All of these things along with moving from my hometown catapulted me into a very dark place. I stopped having a desire to go to church or build a relationship with God. I became depressed to the core and started drinking, partying, and self-harming to mask all of the pain I was feeling. For years, I lived life with my middle finger in the air and a bottle in the other hand. Along with partying, I was dating the wrong people and I encountered heart break after heart break. I never dealt with my pain and instead put my happiness in the people I was seeing, and when that ended, I relied on the alcohol to keep me going.
Finally, I left where I was. I got dumped and cut myself for the last time on July 27th of 2014. 20 days later, I packed up my things and drove 8 hours south to my new home. It’s been almost a year that I’ve been clean of self-harm. That problem is a whole different blog post, but I will say briefly that it is not easy. To this day I still battle with that addiction, and I believe that I always will. When I moved here, I wasn’t attending church but soon enough I felt a yearning for God. I found a new home in a church called Eikon, and shortly after I was baptized and involved in host team, a tribe (small groups) and trying my best to be a living example of Christ. You can read about how I found Eikon and the beginning of my journey here.
But I need to get to the heart of this post. I guess the honest reason I’m writing this is because it’s been a hot topic lately. With marriage equality being passed by SCOTUS, almost everyone has an opinion, and almost everyone is voicing that. Very loudly. Although there are some pretty hateful posts popping up from both sides, I’ve also come across some truly genuine posts that exhibit God’s love and have made me so happy to be a Christian. It’s rare to find someone who stands for love instead of condemning when things like this happen. Kelly Matlock, one of the pastors at my church, said something amazing two Sundays ago. In the Word it says
“By this, everyone will know that you are my disciples, if you love one another.” – John 13:35 (NIV)
She explained that we won’t be known by what we condemn. People already know what we stand for. They need to know that we love. Which brings me to my big question.
Why is my love a sin? Why is my love sometimes seen as the biggest sin? That’s how it feels, anyway. I don’t have the answer. I wish I did. I understand why homosexuality is viewed as negatively as it is. There is a very specific culture around being gay. From gay bars to pride parades, being gay can often become over sexualized and lustful. However, that occurs in heterosexual culture as well. Strip clubs, the hook up culture of my generation, the pornography industry; these things are just as sinful as the lustful culture of homosexuality. But that is not love. And as a Christian, that is not what I’m after in a relationship.
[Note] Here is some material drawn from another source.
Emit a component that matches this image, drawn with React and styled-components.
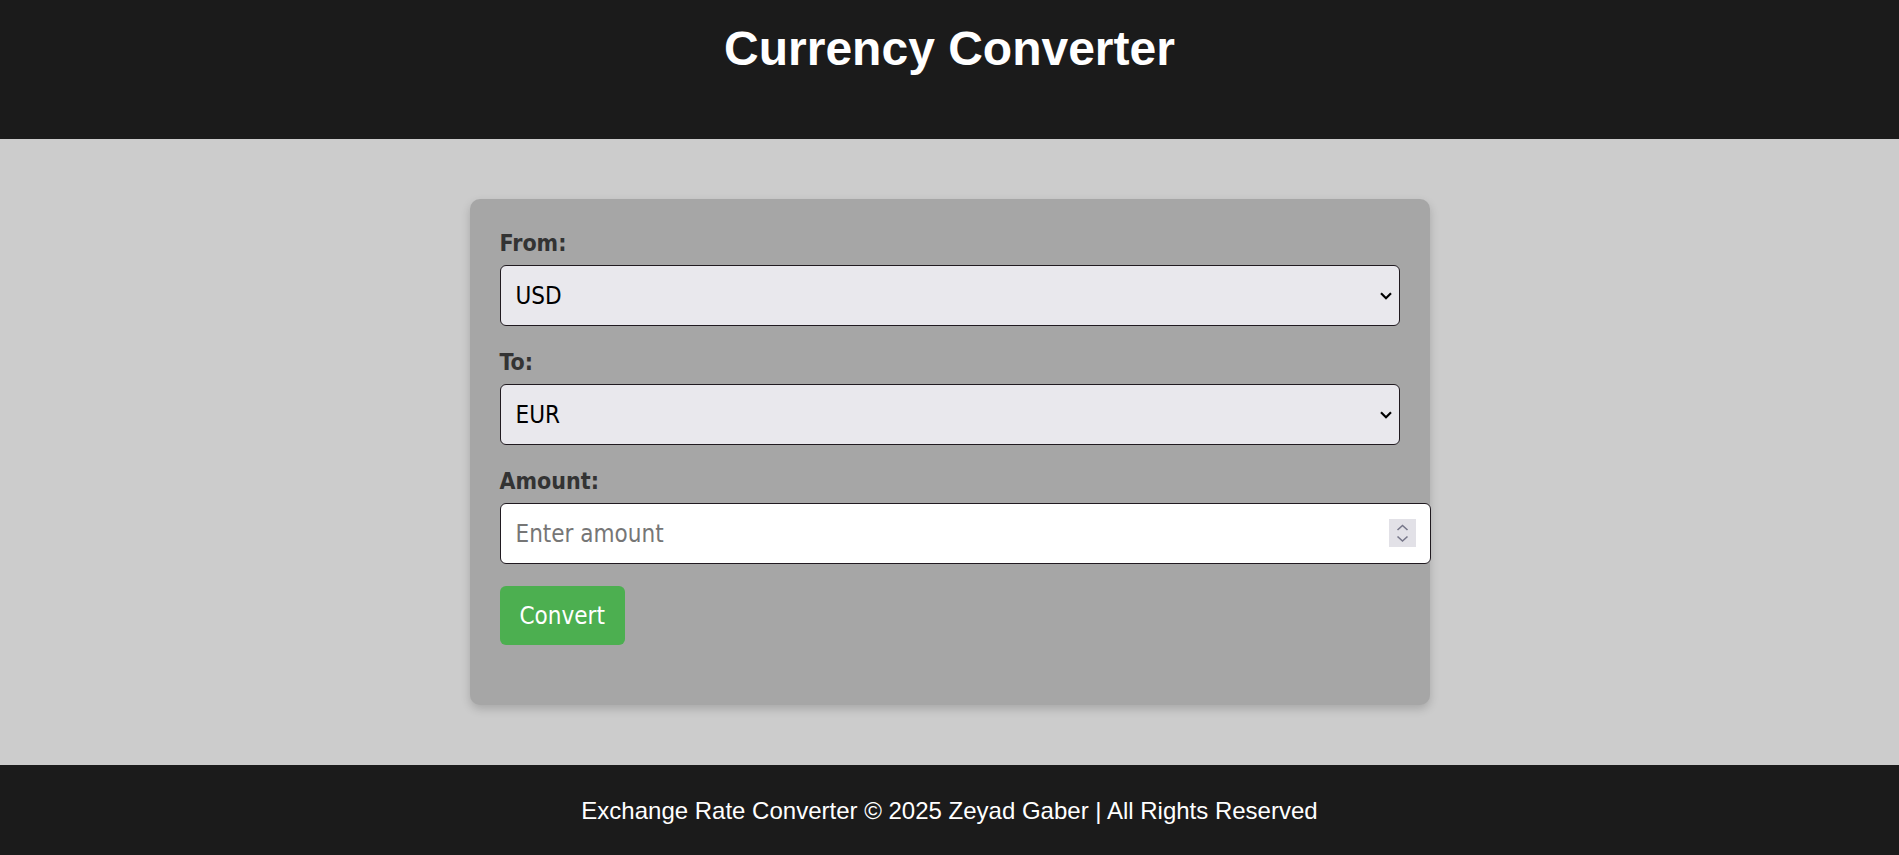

Months ago one of my friends sat down and talked with me. They asked if I still identified as a homosexual, and explained that in their eyes we’re all born with tendencies towards sin. Some are born with at tendency towards alcohol, some towards drugs, others towards lust, and, in my case, born with a tendency toward homosexuality. Sin lies in whether or not we give in to those tendencies. Is that true? I’m not sure, but it makes a lot of sense. I do know, however, that I never made the choice to be gay. You may disagree with me on that, and that is your decision. But I’ll tell you – I would never in a million years choose this. I would never choose all that has come with being gay; isolation, depression, guilt, just to list a few. When I was not even a teenager, I would lay in bed at night and cry, praying to wake up normal. I hated myself. If I could wake up tomorrow with an attraction to women, I would take that in a heartbeat. Unfortunately, I can’t. As hard as I try or have tried in the past, I’m just not attracted to women.
So where does that leave me in my walk with Christ and the things I’m looking for in a relationship? I’m not exactly sure. It’s hard. It’s the hardest thing I’ve ever faced. On one side, there is what the Bible and everyone is saying – Gay is wrong. No if, ands, or buts about it. And on the other side, there are articles, historians, experts of the Word saying that there may be some wiggle room – the Bible was written in a very different culture where homosexual relationships were occurring between adults and children. Things were different. They weren’t in love. They were committing lustful sins. I’ve talk to so many people about it, but the thought at the forefront of my mind is that I would hate to take the word of man over the Word of God. that would be the biggest mistake I’ve ever made.
As of right now, I’m not dating. I’ve been single for almost a year. I decided when my friend talked to me that if God brought someone into my life and I felt like it was right, that I wouldn’t shut it down. But now that I’m a Christian, I have a whole new set of standards. I need someone who is involved in Church, grounded in their Faith, and wants nothing but to honor the Lord with a relationship. If I was straight, I would be seeking the exact same thing. I’ve come to the realization that I may never find someone like that. And if that is the case, well then that’s fine.
As far as how I view homosexuality – the Bible says a man lying with a man in the same way he lies with a woman is wrong. It also says a lot of other things are wrong. I had a friend tell me last week that the biggest problem they have with understanding homosexuality as a sin is that every single sin has a negative effect on the people around them. Stealing, murdering, lying, getting drunk – they all have the potential to hurt others. But a real relationship based on love and aiming to honor the Lord, even when between two men or two women, doesn’t have any negative effect on anyone. It doesn’t hurt anyone emotionally or physically if there is no type of abuse within the relationship. So I don’t 100% know how I feel about it. I don’t know if I ever will. All I know is that I love the Lord, and if I do ever get into a relationship I will do all that I can to honor God with and through that person.